In practice, the architecture often includes API gateways for secure exposure and policy control, integration services for transformation and routing, event brokers for asynchronous transaction updates, workflow engines for reconciliation state management, and observability tooling for end-to-end traceability. This creates a scalable interoperability architecture where payment events can be normalized before they are posted into ERP receivables, cash management, or general ledger processes.
System APIs connect ERP, payment gateways, billing platforms, banks, and data services using governed interfaces.
Process APIs coordinate reconciliation stages such as transaction ingestion, settlement matching, fee allocation, refund handling, and journal creation.
Experience or domain services expose finance-ready views for reporting, exception resolution, and operational dashboards.

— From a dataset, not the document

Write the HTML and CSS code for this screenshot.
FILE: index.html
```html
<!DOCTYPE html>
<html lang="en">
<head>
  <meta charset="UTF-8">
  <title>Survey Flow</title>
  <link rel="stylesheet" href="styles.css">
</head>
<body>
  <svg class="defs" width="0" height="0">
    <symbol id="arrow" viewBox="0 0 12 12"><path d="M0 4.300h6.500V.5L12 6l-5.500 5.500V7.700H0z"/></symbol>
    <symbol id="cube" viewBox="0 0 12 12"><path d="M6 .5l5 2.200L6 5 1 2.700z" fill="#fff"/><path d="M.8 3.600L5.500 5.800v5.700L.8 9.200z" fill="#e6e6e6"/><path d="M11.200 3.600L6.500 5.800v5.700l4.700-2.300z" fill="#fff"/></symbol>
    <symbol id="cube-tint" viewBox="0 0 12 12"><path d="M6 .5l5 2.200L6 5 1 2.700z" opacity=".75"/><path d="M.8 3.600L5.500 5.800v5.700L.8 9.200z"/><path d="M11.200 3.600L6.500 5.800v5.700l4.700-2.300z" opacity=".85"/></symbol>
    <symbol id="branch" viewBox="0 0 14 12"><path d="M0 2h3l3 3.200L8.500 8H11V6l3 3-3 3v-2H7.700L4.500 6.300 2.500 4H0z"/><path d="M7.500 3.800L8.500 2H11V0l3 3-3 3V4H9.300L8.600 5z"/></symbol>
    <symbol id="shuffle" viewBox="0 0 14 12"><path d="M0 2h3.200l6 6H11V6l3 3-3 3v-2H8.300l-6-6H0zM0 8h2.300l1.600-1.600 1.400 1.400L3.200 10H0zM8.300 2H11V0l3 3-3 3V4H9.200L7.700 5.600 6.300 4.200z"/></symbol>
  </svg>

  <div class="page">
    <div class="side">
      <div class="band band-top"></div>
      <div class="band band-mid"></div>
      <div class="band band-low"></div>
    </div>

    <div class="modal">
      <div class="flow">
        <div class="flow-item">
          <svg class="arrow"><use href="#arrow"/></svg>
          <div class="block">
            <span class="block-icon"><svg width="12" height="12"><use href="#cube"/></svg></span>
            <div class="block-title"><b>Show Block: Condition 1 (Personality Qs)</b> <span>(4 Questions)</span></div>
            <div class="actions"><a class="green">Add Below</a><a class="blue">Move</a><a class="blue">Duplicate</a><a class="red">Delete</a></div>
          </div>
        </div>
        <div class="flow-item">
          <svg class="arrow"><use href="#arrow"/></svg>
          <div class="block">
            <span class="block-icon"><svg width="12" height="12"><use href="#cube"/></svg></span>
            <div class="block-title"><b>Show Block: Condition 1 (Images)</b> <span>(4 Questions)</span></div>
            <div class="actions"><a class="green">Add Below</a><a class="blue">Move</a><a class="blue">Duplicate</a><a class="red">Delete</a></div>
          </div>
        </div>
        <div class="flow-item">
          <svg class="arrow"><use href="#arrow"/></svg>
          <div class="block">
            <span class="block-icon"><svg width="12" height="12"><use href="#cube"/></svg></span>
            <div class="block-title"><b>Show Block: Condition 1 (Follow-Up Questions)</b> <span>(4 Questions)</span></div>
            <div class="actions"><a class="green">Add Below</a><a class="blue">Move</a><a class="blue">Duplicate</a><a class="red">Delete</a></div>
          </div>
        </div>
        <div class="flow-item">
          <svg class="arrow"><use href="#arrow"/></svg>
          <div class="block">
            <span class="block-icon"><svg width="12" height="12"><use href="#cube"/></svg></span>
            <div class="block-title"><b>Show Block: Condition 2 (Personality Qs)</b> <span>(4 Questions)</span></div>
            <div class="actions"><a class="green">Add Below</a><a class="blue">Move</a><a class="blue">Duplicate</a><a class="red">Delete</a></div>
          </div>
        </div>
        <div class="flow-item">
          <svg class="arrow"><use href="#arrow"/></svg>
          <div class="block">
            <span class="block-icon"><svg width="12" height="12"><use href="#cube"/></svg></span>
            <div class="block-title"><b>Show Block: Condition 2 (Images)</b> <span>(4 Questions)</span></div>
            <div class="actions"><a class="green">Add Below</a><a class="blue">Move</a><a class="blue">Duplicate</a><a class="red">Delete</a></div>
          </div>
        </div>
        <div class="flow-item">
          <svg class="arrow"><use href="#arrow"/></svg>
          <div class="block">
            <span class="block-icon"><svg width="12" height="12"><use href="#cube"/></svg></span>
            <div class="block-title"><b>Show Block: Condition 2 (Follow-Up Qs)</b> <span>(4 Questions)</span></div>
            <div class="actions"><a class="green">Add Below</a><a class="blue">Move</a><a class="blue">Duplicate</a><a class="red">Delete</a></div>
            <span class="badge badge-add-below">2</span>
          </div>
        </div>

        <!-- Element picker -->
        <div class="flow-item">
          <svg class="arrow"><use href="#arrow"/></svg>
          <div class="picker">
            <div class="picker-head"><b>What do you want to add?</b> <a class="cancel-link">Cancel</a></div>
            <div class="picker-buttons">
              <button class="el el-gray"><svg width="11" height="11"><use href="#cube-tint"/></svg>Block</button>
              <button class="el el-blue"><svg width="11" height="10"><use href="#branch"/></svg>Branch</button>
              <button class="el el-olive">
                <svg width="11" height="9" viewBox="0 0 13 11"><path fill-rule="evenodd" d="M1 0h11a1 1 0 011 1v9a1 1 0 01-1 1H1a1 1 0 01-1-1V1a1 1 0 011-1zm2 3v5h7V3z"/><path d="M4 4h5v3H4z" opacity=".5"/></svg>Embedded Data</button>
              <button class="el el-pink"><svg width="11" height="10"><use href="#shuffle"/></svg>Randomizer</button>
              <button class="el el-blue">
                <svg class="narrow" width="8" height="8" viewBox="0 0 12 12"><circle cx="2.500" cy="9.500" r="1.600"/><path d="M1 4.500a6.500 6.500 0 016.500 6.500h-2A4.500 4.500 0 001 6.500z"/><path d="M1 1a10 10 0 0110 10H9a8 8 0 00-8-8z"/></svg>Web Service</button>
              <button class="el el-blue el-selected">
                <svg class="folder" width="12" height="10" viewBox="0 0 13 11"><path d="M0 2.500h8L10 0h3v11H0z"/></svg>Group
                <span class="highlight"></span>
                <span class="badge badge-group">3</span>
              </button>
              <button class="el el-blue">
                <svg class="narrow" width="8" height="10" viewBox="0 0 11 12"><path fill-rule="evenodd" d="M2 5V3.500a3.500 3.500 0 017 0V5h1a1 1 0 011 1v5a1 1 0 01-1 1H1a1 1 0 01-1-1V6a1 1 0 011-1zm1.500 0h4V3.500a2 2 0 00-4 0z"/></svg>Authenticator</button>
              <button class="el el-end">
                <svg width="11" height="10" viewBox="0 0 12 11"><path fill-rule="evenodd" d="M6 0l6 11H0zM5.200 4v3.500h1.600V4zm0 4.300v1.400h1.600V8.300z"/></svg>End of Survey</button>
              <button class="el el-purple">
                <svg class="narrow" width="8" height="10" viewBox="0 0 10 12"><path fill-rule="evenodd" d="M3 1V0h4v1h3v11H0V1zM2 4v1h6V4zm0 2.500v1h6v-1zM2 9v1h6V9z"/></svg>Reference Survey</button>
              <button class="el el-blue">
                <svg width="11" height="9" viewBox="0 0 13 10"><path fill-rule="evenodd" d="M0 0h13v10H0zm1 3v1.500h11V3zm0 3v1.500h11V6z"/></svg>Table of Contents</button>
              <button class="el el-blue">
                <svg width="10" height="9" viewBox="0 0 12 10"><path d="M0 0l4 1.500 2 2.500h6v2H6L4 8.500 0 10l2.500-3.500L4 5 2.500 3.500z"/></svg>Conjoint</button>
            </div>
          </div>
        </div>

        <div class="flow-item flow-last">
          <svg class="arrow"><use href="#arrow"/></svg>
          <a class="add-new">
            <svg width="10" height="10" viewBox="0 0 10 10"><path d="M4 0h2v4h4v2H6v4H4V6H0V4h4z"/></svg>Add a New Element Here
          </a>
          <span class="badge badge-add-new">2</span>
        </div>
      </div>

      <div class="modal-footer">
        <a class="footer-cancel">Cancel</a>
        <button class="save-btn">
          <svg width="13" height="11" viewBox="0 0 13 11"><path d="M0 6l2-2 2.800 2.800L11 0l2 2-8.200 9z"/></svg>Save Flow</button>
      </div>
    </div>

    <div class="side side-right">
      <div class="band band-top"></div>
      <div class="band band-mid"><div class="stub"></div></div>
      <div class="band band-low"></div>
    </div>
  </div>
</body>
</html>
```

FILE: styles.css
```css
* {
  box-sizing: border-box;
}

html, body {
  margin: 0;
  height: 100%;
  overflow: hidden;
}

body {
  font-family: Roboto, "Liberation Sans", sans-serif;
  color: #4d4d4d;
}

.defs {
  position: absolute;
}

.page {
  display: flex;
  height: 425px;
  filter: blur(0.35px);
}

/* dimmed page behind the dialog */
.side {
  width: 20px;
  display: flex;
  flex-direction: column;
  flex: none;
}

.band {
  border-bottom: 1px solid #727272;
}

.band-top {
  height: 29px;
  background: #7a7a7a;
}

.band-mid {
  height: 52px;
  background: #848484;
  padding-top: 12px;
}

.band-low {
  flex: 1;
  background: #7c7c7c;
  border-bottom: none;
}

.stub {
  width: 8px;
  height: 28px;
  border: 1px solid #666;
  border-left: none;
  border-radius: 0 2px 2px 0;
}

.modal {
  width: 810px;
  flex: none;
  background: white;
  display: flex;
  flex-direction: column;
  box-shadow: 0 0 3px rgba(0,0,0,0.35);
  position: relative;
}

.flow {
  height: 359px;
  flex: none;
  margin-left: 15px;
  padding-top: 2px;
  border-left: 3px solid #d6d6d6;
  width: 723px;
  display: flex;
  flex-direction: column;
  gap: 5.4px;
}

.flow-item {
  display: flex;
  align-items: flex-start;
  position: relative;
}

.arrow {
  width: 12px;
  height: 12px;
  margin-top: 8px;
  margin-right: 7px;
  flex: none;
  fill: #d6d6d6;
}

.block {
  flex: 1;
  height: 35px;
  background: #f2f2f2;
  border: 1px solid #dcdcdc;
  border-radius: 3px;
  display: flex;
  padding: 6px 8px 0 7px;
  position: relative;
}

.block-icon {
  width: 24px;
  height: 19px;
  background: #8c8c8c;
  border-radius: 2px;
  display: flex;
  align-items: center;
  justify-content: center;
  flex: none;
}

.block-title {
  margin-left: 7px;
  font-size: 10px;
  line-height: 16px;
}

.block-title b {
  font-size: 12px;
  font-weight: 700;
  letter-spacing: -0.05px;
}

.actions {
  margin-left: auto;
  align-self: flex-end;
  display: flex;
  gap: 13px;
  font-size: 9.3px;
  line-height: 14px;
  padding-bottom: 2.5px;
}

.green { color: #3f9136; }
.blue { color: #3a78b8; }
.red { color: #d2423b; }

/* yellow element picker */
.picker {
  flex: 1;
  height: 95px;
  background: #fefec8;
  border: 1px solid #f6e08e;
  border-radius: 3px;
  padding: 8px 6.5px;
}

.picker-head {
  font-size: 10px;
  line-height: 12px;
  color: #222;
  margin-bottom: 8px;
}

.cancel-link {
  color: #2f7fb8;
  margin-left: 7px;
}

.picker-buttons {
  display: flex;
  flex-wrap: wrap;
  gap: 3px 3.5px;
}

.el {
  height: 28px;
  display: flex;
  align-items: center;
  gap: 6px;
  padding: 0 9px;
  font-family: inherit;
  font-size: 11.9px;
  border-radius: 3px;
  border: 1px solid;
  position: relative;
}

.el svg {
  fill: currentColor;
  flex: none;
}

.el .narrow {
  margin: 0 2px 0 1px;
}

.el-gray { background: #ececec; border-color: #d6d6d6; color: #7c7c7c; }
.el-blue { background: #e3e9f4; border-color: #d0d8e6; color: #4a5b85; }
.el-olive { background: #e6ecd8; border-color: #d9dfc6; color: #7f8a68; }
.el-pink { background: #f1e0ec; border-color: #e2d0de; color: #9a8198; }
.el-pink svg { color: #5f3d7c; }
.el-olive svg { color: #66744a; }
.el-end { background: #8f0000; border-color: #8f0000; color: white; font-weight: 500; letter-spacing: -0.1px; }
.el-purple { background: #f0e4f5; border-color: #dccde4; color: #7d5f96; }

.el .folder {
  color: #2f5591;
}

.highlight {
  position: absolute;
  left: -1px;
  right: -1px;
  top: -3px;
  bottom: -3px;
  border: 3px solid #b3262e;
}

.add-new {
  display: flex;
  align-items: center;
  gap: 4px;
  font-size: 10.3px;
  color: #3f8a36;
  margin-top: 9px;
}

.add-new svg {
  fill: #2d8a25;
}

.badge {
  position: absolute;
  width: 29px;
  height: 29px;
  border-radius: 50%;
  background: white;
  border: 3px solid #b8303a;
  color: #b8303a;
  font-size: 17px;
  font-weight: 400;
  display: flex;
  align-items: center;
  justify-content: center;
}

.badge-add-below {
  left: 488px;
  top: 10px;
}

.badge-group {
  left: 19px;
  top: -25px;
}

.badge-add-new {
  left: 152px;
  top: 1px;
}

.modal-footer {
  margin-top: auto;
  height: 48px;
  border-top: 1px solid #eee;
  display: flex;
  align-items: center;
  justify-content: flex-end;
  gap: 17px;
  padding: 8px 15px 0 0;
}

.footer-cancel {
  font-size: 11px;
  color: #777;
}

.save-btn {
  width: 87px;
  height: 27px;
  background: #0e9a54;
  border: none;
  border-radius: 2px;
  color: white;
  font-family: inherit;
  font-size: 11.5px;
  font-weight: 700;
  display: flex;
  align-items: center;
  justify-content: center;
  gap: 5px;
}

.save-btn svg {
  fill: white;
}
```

How API workflow architecture should handle reconciliation states
Reconciliation is a stateful business process, not a single API call. A payment may be authorized on day one, captured later, partially refunded after shipment, settled in a grouped payout, and disputed weeks afterward. ERP posting logic must reflect these state transitions accurately. That means the integration architecture needs durable workflow state, idempotent processing, correlation IDs, and support for late-arriving events.
A mature design maps each transaction into a lifecycle model that can absorb asynchronous updates from multiple SaaS platforms. For example, the payment processor may emit webhook events for capture and refund, the order platform may provide fulfillment status, and the ERP may require a posting window based on accounting period controls. The orchestration layer should reconcile these signals before committing accounting entries, rather than forcing the ERP to interpret raw external events directly.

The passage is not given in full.